The tournament itself was more of a testing ground for Oltmans, the ideal opportunity to measure his wards under pressure and against decent competition that had a lot more at stake than the Indians. “My biggest disappointment is that we did not have more competitive matches. We could have played Argentina or Holland one more time, because that is good for the development of young players and we have quite a number of them here,” Oltmans admitted.

READ: India goes down fighting against the Dutch

In terms of rewards, it held little importance for the side. The London event was a qualifier for both the HWL Finals later this year and the 2018 World Cup, India hosting both and as such already confirmed as host. The others were fighting for a ticket to both. “Somewhere deep, far away, you know you have already qualified,” Oltmans conceded after the loss to Malaysia. “Canada had to win to qualify (for the World Cup). We had already qualified. I think the attitude of the players was not at the required level,” he added after the Canada loss.

Statistics reveal an equally mixed picture. There was definitely no dearth of effort upfront but only a fraction of that was capitalised on. Indian forwards enter entered the opposition circle a whopping 177 times in the seven matches and had 95 shots on target. They could only score 25 goals through the tournament, seven of them through penalty corners and 13 against Pakistan alone.

Against Canada in the 5-6 play-off, India had a massive 47 circle entries but just 17 shots at goal and two goals to show for all that effort. Against Malaysia, it was 10 shots in 27 entries. In contrast, Malaysia had 12 shots at goal in 16 entries while Canada managed a shot every time it entered the Indian circle (11 in all). Oltmans would be right in claiming that India dominated attacks. Unfortunately, that alone doesn't help win matches.

The Indian attack of Ramandeep, Akashdeep, Mandeep and Sunil was patchy at best. Ramandeep may be vilified for his crucial miss in dying seconds against Malaysia but if anyone upfront appeared intent on scoring, it was him. Mandeep, in contrast, looked completely out of sorts.

Areas of Concern

But there is no denying that there are areas of concern Oltmans would do well to look at, and look hard. Penalty corners, for one. India earned 25 of them and converted 7, a decent rate of 28 per cent. But when you consider that eight of them came against Canada and the team still lost, it become different. The presence of Jugraj Singh in the Indian staff didn't seem to make much of a difference.

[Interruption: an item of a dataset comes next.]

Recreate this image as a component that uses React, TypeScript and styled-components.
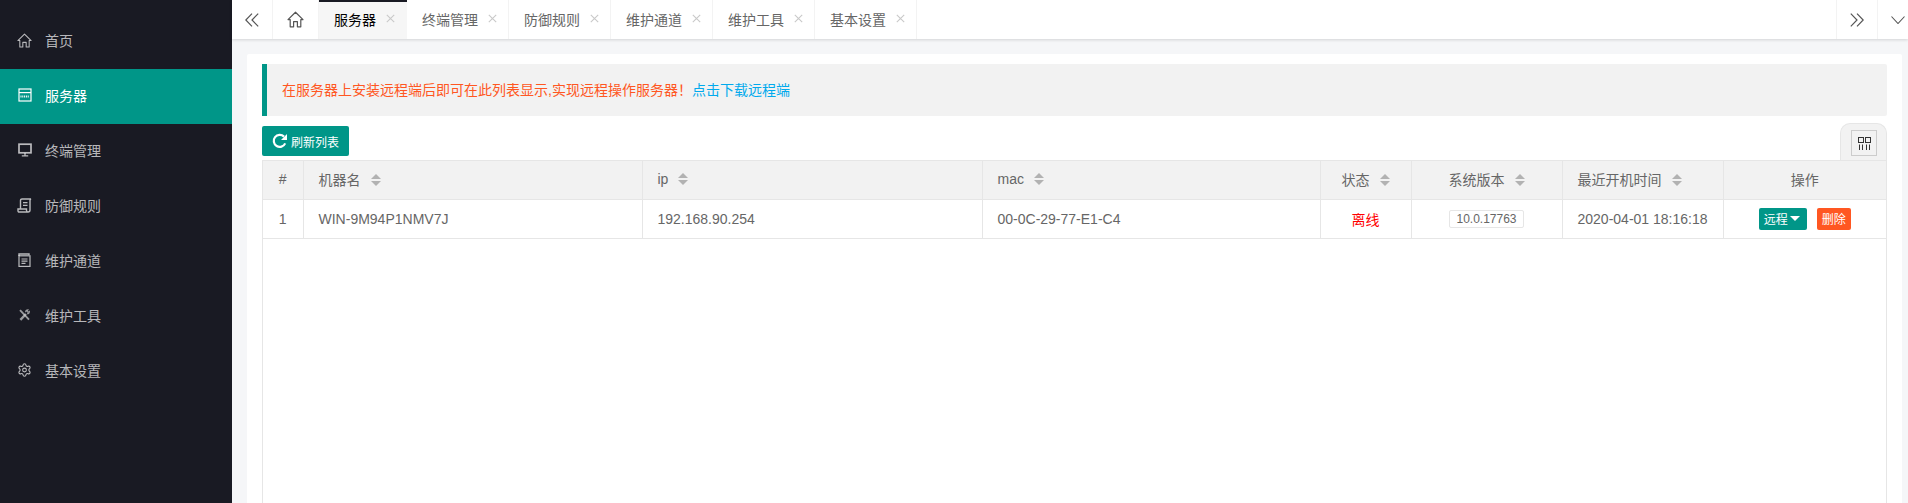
import { ReactNode } from "react";
import styled, { createGlobalStyle } from "styled-components";
import { Settings } from "lucide-react";

const GREEN = "#009688";
const DARK = "#191a23";
const LINE = "#e6e6e6";

const GlobalStyle = createGlobalStyle`
  html, body, #root {
    margin: 0;
    height: 100%;
    overflow: hidden;
  }
  body {
    font-family: "Liberation Sans", "Noto Sans CJK SC", sans-serif;
    font-size: 14px;
    color: #666;
  }
  * {
    box-sizing: border-box;
  }
`;

const IconHome = () => (
  <svg width="17" height="17" viewBox="0 0 17 17" fill="none" stroke="currentColor" strokeWidth="1.2">
    <path d="M8.5 1.2 16 8.6h-2.2v7.2h-3.4v-5.2H6.6v5.2H3.2V8.6H1z" strokeLinejoin="round" />
  </svg>
);

const IconServer = () => (
  <svg width="14" height="14" viewBox="0 0 14 14" fill="none" stroke="currentColor">
    <rect x="1" y="1" width="12" height="12" strokeWidth="1.2" />
    <path d="M1 4.6h12" strokeWidth="1.2" />
    <path d="M2.5 8.6h9" strokeWidth="2" strokeDasharray="1 .8" />
  </svg>
);

const IconMonitor = () => (
  <svg width="14" height="14" viewBox="0 0 14 14" fill="none" stroke="currentColor">
    <rect x="1" y="1.2" width="12" height="8.6" strokeWidth="1.7" />
    <path d="M7 10v2.4M3.8 12.8h6.4" strokeWidth="1.3" />
  </svg>
);

const IconScroll = () => (
  <svg width="15" height="15" viewBox="0 0 15 15" fill="none" stroke="currentColor" strokeWidth="1.4">
    <path d="M3.5 11V2.5C3.5 1.5 4.2 1 5 1h9c-.8.3-1 .9-1 1.6V4M13 3v9c0 1.2-.8 2-2 2H2.2c-.8 0-1.2-.5-1.2-1.2V11h8.5v1.6c0 .8.6 1.4 1.5 1.4" />
    <path d="M6 4.6h4.5M6 7.4h4.5" />
  </svg>
);

const IconDoc = () => (
  <svg width="13" height="14" viewBox="0 0 13 14" fill="none" stroke="currentColor" strokeWidth="1.2">
    <path d="M1 3V1h10v1" strokeWidth="1.4" />
    <rect x="1" y="2.8" width="11" height="10.6" />
    <path d="M3.5 6h6M3.5 8.2h6M3.5 10.4h4" />
  </svg>
);

const IconTools = () => (
  <svg width="11" height="12" viewBox="0 0 11 12" fill="none" stroke="currentColor" opacity="0.8">
    <path d="M1 1.2 10 10.6" strokeWidth="1.9" />
    <path d="M1.4 10.8 7 5" strokeWidth="2.4" />
    <path d="M6.6 3.2C6.6 1.8 7.6.8 9 .8L8 2.3l.9.9 1.5-.8c0 1.4-1 2.4-2.4 2.4" strokeWidth="1.1" />
  </svg>
);

const IconGear = () => <Settings size={16} strokeWidth={1.7} />;

const Chevrons = ({ flip }: { flip?: boolean }) => (
  <svg width="14" height="14" viewBox="0 0 14 14" fill="none" stroke="currentColor" strokeWidth="1.2">
    <g transform={flip ? "matrix(-1 0 0 1 14 0)" : undefined}>
      <path d="M7 .6.8 7 7 13.4M13.2.6 7 7l6.2 6.4" />
    </g>
  </svg>
);

const IconClose = () => (
  <svg width="9" height="9" viewBox="0 0 9 9" stroke="currentColor" strokeWidth="1.1">
    <path d="m.8.8 7.4 7.4M8.2.8.8 8.2" />
  </svg>
);

const IconDown = () => (
  <svg width="14" height="8" viewBox="0 0 14 8" fill="none" stroke="currentColor" strokeWidth="1.1">
    <path d="m.5.5 6.5 7 6.5-7" />
  </svg>
);

const IconRefresh = () => (
  <svg width="16" height="16" viewBox="0 0 16 16" fill="none">
    <path d="M13.2 10.4A6 6 0 1 1 12 3.6" stroke="currentColor" strokeWidth="2.2" />
    <path d="M15 1v6H9z" fill="currentColor" />
  </svg>
);

const IconCols = () => (
  <svg width="13" height="13" viewBox="0 0 13 13" fill="none" stroke="#333" strokeWidth="1">
    <rect x="0.5" y="0.5" width="5" height="5" />
    <rect x="7.5" y="0.5" width="5" height="5" />
    <path d="M1.5 7.5V13M4.5 7.5V13M8.5 7.5V13M11.5 7.5V13" />
  </svg>
);

const menu: { label: string; icon: ReactNode; active?: boolean }[] = [
  { label: "首页", icon: <IconHome /> },
  { label: "服务器", icon: <IconServer />, active: true },
  { label: "终端管理", icon: <IconMonitor /> },
  { label: "防御规则", icon: <IconScroll /> },
  { label: "维护通道", icon: <IconDoc /> },
  { label: "维护工具", icon: <IconTools /> },
  { label: "基本设置", icon: <IconGear /> },
];

const tabs = ["服务器", "终端管理", "防御规则", "维护通道", "维护工具", "基本设置"];

const App = () => (
  <Page>
    <GlobalStyle />
    <Sidebar>
      {menu.map((item) => (
        <MenuItem key={item.label} $active={item.active}>
          <MenuIcon>{item.icon}</MenuIcon>
          {item.label}
        </MenuItem>
      ))}
    </Sidebar>
    <Main>
      <TabBar>
        <TabTool $width={41}>
          <Chevrons />
        </TabTool>
        <TabTool $width={46}>
          <IconHome />
        </TabTool>
        {tabs.map((tab, i) => (
          <Tab key={tab} $active={i === 0}>
            {tab}
            <CloseMark>
              <IconClose />
            </CloseMark>
          </Tab>
        ))}
        <TabSpacer />
        <TabTool $width={41} $left>
          <Chevrons flip />
        </TabTool>
        <TabDown>
          <IconDown />
        </TabDown>
      </TabBar>
      <Content>
        <Panel>
          <Quote>
            在服务器上安装远程端后即可在此列表显示,实现远程操作服务器！
            <QuoteLink>点击下载远程端</QuoteLink>
          </Quote>
          <Toolbar>
            <RefreshButton>
              <IconRefresh />
              刷新列表
            </RefreshButton>
            <ToolTab>
              <ColsButton>
                <IconCols />
              </ColsButton>
            </ToolTab>
          </Toolbar>
          <TableBox>
            <Table>
              <colgroup>
                <col width={40} />
                <col width={339} />
                <col width={340} />
                <col width={338} />
                <col width={91} />
                <col width={151} />
                <col width={161} />
                <col />
              </colgroup>
              <thead>
                <tr>
                  <Th $center>#</Th>
                  <Th>
                    机器名<Sort />
                  </Th>
                  <Th>
                    ip<Sort />
                  </Th>
                  <Th>
                    mac<Sort />
                  </Th>
                  <Th $center>
                    状态<Sort />
                  </Th>
                  <Th $center>
                    系统版本<Sort />
                  </Th>
                  <Th>
                    最近开机时间<Sort />
                  </Th>
                  <Th $center>操作</Th>
                </tr>
              </thead>
              <tbody>
                <tr>
                  <Td $center>1</Td>
                  <Td>WIN-9M94P1NMV7J</Td>
                  <Td>192.168.90.254</Td>
                  <Td>00-0C-29-77-E1-C4</Td>
                  <Td $center>
                    <Offline>离线</Offline>
                  </Td>
                  <Td $center>
                    <VersionBadge>10.0.17763</VersionBadge>
                  </Td>
                  <Td>2020-04-01 18:16:18</Td>
                  <Td $center>
                    <Actions>
                      <SmallButton $color={GREEN}>
                        远程
                        <CaretDown />
                      </SmallButton>
                      <SmallButton $color="#ff5722">删除</SmallButton>
                    </Actions>
                  </Td>
                </tr>
              </tbody>
            </Table>
          </TableBox>
        </Panel>
      </Content>
    </Main>
  </Page>
);

const Page = styled.div`
  display: flex;
  height: 100vh;
  background: #f5f6f8;
`;

const Sidebar = styled.aside`
  flex: 0 0 232px;
  padding-top: 14px;
  background: ${DARK};
`;

const MenuItem = styled.div<{ $active?: boolean }>`
  display: flex;
  align-items: center;
  height: 55px;
  padding: 0 0 3px 17px;
  font-size: 14px;
  color: ${(p) => (p.$active ? "#fff" : "rgba(255, 255, 255, 0.7)")};
  background: ${(p) => (p.$active ? GREEN : "transparent")};
`;

const MenuIcon = styled.span`
  display: flex;
  justify-content: center;
  align-items: center;
  width: 15px;
  margin-right: 13px;
`;

const Main = styled.main`
  flex: 1;
  min-width: 0;
  display: flex;
  flex-direction: column;
`;

const TabBar = styled.div`
  flex: 0 0 39px;
  display: flex;
  background: #fff;
  box-shadow: 0 1px 3px rgba(0, 0, 0, 0.14);
`;

const TabTool = styled.div<{ $width: number; $left?: boolean }>`
  flex: 0 0 ${(p) => p.$width}px;
  display: flex;
  align-items: center;
  justify-content: center;
  color: #555;
  border-${(p) => (p.$left ? "left" : "right")}: 1px solid #f3f3f3;
`;

const TabSpacer = styled.div`
  flex: 1;
`;

const TabDown = styled.div`
  flex: 0 0 31px;
  display: flex;
  align-items: center;
  padding-left: 13px;
  color: #555;
  border-left: 1px solid #f3f3f3;
`;

const Tab = styled.div<{ $active?: boolean }>`
  display: flex;
  align-items: center;
  padding: 0 ${(p) => (p.$active ? 12 : 11)}px 2px 15px;
  font-size: 14px;
  color: ${(p) => (p.$active ? "#000" : "#666")};
  background: ${(p) => (p.$active ? "#f6f6f6" : "#fff")};
  border-right: ${(p) => (p.$active ? "none" : "1px solid #f3f3f3")};
  box-shadow: ${(p) => (p.$active ? `inset 0 2px 0 ${DARK}` : "none")};
`;

const CloseMark = styled.span`
  display: flex;
  margin-left: 10px;
  color: #c9c9c9;
`;

const Content = styled.div`
  flex: 1;
  min-height: 0;
  display: flex;
  padding: 15px 6px 0 15px;
`;

const Panel = styled.section`
  flex: 1;
  display: flex;
  flex-direction: column;
  padding: 10px 15px 0;
  background: #fff;
  border-radius: 2px 2px 0 0;
`;

const Quote = styled.div`
  padding: 15px;
  line-height: 22px;
  color: #ff5722;
  background: #f2f2f2;
  border-left: 5px solid ${GREEN};
  border-radius: 0 2px 2px 0;
`;

const QuoteLink = styled.a`
  color: #01aaed;
`;

const Toolbar = styled.div`
  display: flex;
  justify-content: space-between;
  align-items: flex-start;
  height: 37px;
  margin-top: 7px;
`;

const RefreshButton = styled.button`
  display: flex;
  align-items: center;
  gap: 3px;
  height: 30px;
  margin-top: 3px;
  padding: 0 10px;
  border: none;
  border-radius: 2px;
  font: inherit;
  font-size: 12px;
  color: #fff;
  background: ${GREEN};
`;

const ToolTab = styled.div`
  width: 47px;
  height: 37px;
  padding: 6px 0 0 10px;
  background: #f2f2f2;
  border: 1px solid ${LINE};
  border-bottom: none;
  border-radius: 10px 10px 0 0;
`;

const ColsButton = styled.div`
  display: flex;
  align-items: center;
  justify-content: center;
  width: 26px;
  height: 26px;
  border: 1px solid #ccc;
`;

const TableBox = styled.div`
  flex: 1;
  border: 1px solid ${LINE};
  border-bottom: none;
`;

const Table = styled.table`
  width: 100%;
  table-layout: fixed;
  border-collapse: collapse;
`;

const Th = styled.th<{ $center?: boolean }>`
  height: 38px;
  padding: 0 15px 1px;
  font-weight: 400;
  text-align: ${(p) => (p.$center ? "center" : "left")};
  white-space: nowrap;
  color: #666;
  background: #f2f2f2;
  border-right: 1px solid ${LINE};
  border-bottom: 1px solid ${LINE};
  &:last-child {
    border-right: none;
  }
`;

const Td = styled.td<{ $center?: boolean }>`
  height: 39px;
  padding: 0 15px;
  text-align: ${(p) => (p.$center ? "center" : "left")};
  white-space: nowrap;
  color: #666;
  border-right: 1px solid ${LINE};
  border-bottom: 1px solid ${LINE};
  &:last-child {
    border-right: none;
    padding: 0;
  }
`;

const Sort = styled.span`
  display: inline-block;
  position: relative;
  width: 10px;
  height: 12px;
  margin-left: 10px;
  vertical-align: -1px;
  &::before,
  &::after {
    content: "";
    position: absolute;
    left: 0;
    border-left: 5px solid transparent;
    border-right: 5px solid transparent;
  }
  &::before {
    top: 0;
    border-bottom: 5px solid #b2b2b2;
  }
  &::after {
    bottom: 0;
    border-top: 5px solid #b2b2b2;
  }
`;

const Offline = styled.span`
  color: #f00;
`;

const VersionBadge = styled.span`
  display: inline-block;
  height: 18px;
  padding: 0 6px;
  font-size: 12px;
  line-height: 16px;
  color: #666;
  background: #fff;
  border: 1px solid ${LINE};
  border-radius: 2px;
`;

const Actions = styled.div`
  display: flex;
  justify-content: center;
  gap: 10px;
`;

const SmallButton = styled.button<{ $color: string }>`
  display: flex;
  align-items: center;
  height: 22px;
  padding: 0 5px;
  border: none;
  border-radius: 2px;
  font: inherit;
  font-size: 12px;
  color: #fff;
  background: ${(p) => p.$color};
`;

const CaretDown = styled.span`
  margin: 0 2px;
  border-left: 5px solid transparent;
  border-right: 5px solid transparent;
  border-top: 5px solid #fff;
`;

export default App;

Another person whose role needs to be assessed would be analytical/strategy coach Hans Streeder. While a lot of questions are being asked, and rightly, of the team's planning, or lack thereof, Streeder's contribution to that department should also be looked into. While Oltmans as the chief coach is responsible for the overall performance of the side, the rest of the staff too has its own roles to play.

The mental aspect of the game is another concern. “After beating Pakistan, everyone thinks that is the only important game in the tournament,” Oltmans slammed his team. In which case, it would be incumbent upon himself and the rest of the staff, and maybe outside help, to set that right. The lack of desire and hunger to win games, the complacency in matches that are not “do-or-die” may well come back to haunt the team when they really need to up the ante.

The police case involving Sardar Singh clearly affected the player and he was nowhere in the game post his questioning. It was an off-field distraction but it dragged the team down on field. Seniors like Sardar, Sunil and Akashdeep need to be made aware of their responsibilities as leaders, something only Manpreet Singh managed to salvage.

Yes, the uplifting presence of an injured P. R. Sreejesh was missing in the goal. Yes, Rupinderpal Singh and S. K. Uthappa had to leave abruptly before the tournament. Yes V. R. Raghunath has been all but shunted out of the team and Birendra Lakra is struggling with fitness concerns. But if a team for 2020 is the objective, their back-ups need to be blooded at the earliest.

And going by the Indian show in London, there is a long way to go for them.